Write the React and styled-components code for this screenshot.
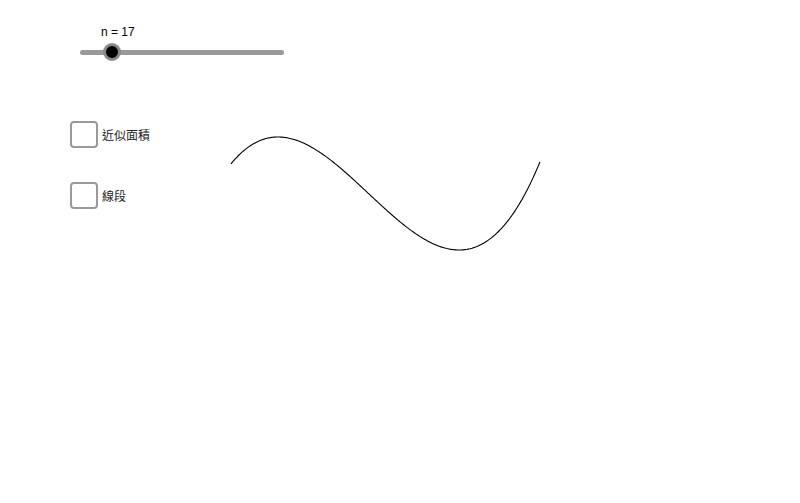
import React from 'react'
import styled, { createGlobalStyle } from 'styled-components'

const GlobalStyle = createGlobalStyle`
  html, body {
    margin: 0;
    padding: 0;
    background: #fff;
  }
  body {
    font-family: "Liberation Sans", Arial, sans-serif;
  }
`

const Canvas = styled.div`
  position: relative;
  width: 800px;
  height: 503px;
  overflow: hidden;
  background: #fff;
`

const Controls = styled.div`
  display: flex;
  flex-direction: column;
  padding-top: 25px;
`

const SliderBlock = styled.div`
  display: flex;
  flex-direction: column;
  gap: 4px;
  width: 204px;
  margin-left: 80px;
`

const SliderLabel = styled.div`
  padding-left: 21px;
  font-size: 12px;
  line-height: 14px;
  color: #000;
`

const TrackRow = styled.div`
  position: relative;
  height: 18px;
  display: flex;
  align-items: center;
`

const Track = styled.div`
  width: 100%;
  height: 5px;
  border-radius: 2.5px;
  background: #999;
`

const Thumb = styled.div`
  position: absolute;
  top: 0;
  left: ${p => p.$pos - 9}px;
  width: 12px;
  height: 12px;
  border-radius: 50%;
  background: #000;
  border: 3px solid #8a8a8a;
`

const Options = styled.div`
  display: flex;
  flex-direction: column;
  gap: 34px;
  margin-top: 60px;
  margin-left: 70px;
`

const OptionRow = styled.label`
  display: flex;
  align-items: center;
  gap: 4px;
`

const Box = styled.span`
  box-sizing: border-box;
  width: 28px;
  height: 27px;
  border: 2px solid #9a9a9a;
  border-radius: 4px;
  background: #fff;
`

const OptionText = styled.span`
  font-family: "Noto Sans CJK TC", "Noto Sans CJK SC", sans-serif;
  font-size: 12px;
  line-height: 14px;
  color: #222;
`

const Graph = styled.svg`
  position: absolute;
  left: 0;
  top: 0;
  pointer-events: none;
`

const curvePoints = () => {
  const x0 = 278
  const d = 181
  const a = -226 / (d * d * d)
  const pts = []
  for (let x = 231; x <= 540; x += 1) {
    const t = x - x0
    const y = a * (t * t * t - 1.5 * d * t * t) + 137
    pts.push(`${x},${y.toFixed(2)}`)
  }
  return pts.join(' ')
}

const Checkbox = ({ label }) => (
  <OptionRow>
    <Box />
    <OptionText>{label}</OptionText>
  </OptionRow>
)

const App = () => (
  <>
    <GlobalStyle />
    <Canvas>
      <Controls>
        <SliderBlock>
          <SliderLabel>n = 17</SliderLabel>
          <TrackRow>
            <Track />
            <Thumb $pos={32} />
          </TrackRow>
        </SliderBlock>
        <Options>
          <Checkbox label="近似面積" />
          <Checkbox label="線段" />
        </Options>
      </Controls>
      <Graph width="800" height="503" viewBox="0 0 800 503">
        <polyline points={curvePoints()} fill="none" stroke="#000" strokeWidth="1.1" />
      </Graph>
    </Canvas>
  </>
)

export default App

WHAT IS ASKED —
Return the listing above in full and without alteration, excluding its pictures.

THE COMPLETED TASK —
Write the React and styled-components code for this screenshot.
import React from 'react'
import styled, { createGlobalStyle } from 'styled-components'

const GlobalStyle = createGlobalStyle`
  html, body {
    margin: 0;
    padding: 0;
    background: #fff;
  }
  body {
    font-family: "Liberation Sans", Arial, sans-serif;
  }
`

const Canvas = styled.div`
  position: relative;
  width: 800px;
  height: 503px;
  overflow: hidden;
  background: #fff;
`

const Controls = styled.div`
  display: flex;
  flex-direction: column;
  padding-top: 25px;
`

const SliderBlock = styled.div`
  display: flex;
  flex-direction: column;
  gap: 4px;
  width: 204px;
  margin-left: 80px;
`

const SliderLabel = styled.div`
  padding-left: 21px;
  font-size: 12px;
  line-height: 14px;
  color: #000;
`

const TrackRow = styled.div`
  position: relative;
  height: 18px;
  display: flex;
  align-items: center;
`

const Track = styled.div`
  width: 100%;
  height: 5px;
  border-radius: 2.5px;
  background: #999;
`

const Thumb = styled.div`
  position: absolute;
  top: 0;
  left: ${p => p.$pos - 9}px;
  width: 12px;
  height: 12px;
  border-radius: 50%;
  background: #000;
  border: 3px solid #8a8a8a;
`

const Options = styled.div`
  display: flex;
  flex-direction: column;
  gap: 34px;
  margin-top: 60px;
  margin-left: 70px;
`

const OptionRow = styled.label`
  display: flex;
  align-items: center;
  gap: 4px;
`

const Box = styled.span`
  box-sizing: border-box;
  width: 28px;
  height: 27px;
  border: 2px solid #9a9a9a;
  border-radius: 4px;
  background: #fff;
`

const OptionText = styled.span`
  font-family: "Noto Sans CJK TC", "Noto Sans CJK SC", sans-serif;
  font-size: 12px;
  line-height: 14px;
  color: #222;
`

const Graph = styled.svg`
  position: absolute;
  left: 0;
  top: 0;
  pointer-events: none;
`

const curvePoints = () => {
  const x0 = 278
  const d = 181
  const a = -226 / (d * d * d)
  const pts = []
  for (let x = 231; x <= 540; x += 1) {
    const t = x - x0
    const y = a * (t * t * t - 1.5 * d * t * t) + 137
    pts.push(`${x},${y.toFixed(2)}`)
  }
  return pts.join(' ')
}

const Checkbox = ({ label }) => (
  <OptionRow>
    <Box />
    <OptionText>{label}</OptionText>
  </OptionRow>
)

const App = () => (
  <>
    <GlobalStyle />
    <Canvas>
      <Controls>
        <SliderBlock>
          <SliderLabel>n = 17</SliderLabel>
          <TrackRow>
            <Track />
            <Thumb $pos={32} />
          </TrackRow>
        </SliderBlock>
        <Options>
          <Checkbox label="近似面積" />
          <Checkbox label="線段" />
        </Options>
      </Controls>
      <Graph width="800" height="503" viewBox="0 0 800 503">
        <polyline points={curvePoints()} fill="none" stroke="#000" strokeWidth="1.1" />
      </Graph>
    </Canvas>
  </>
)

export default App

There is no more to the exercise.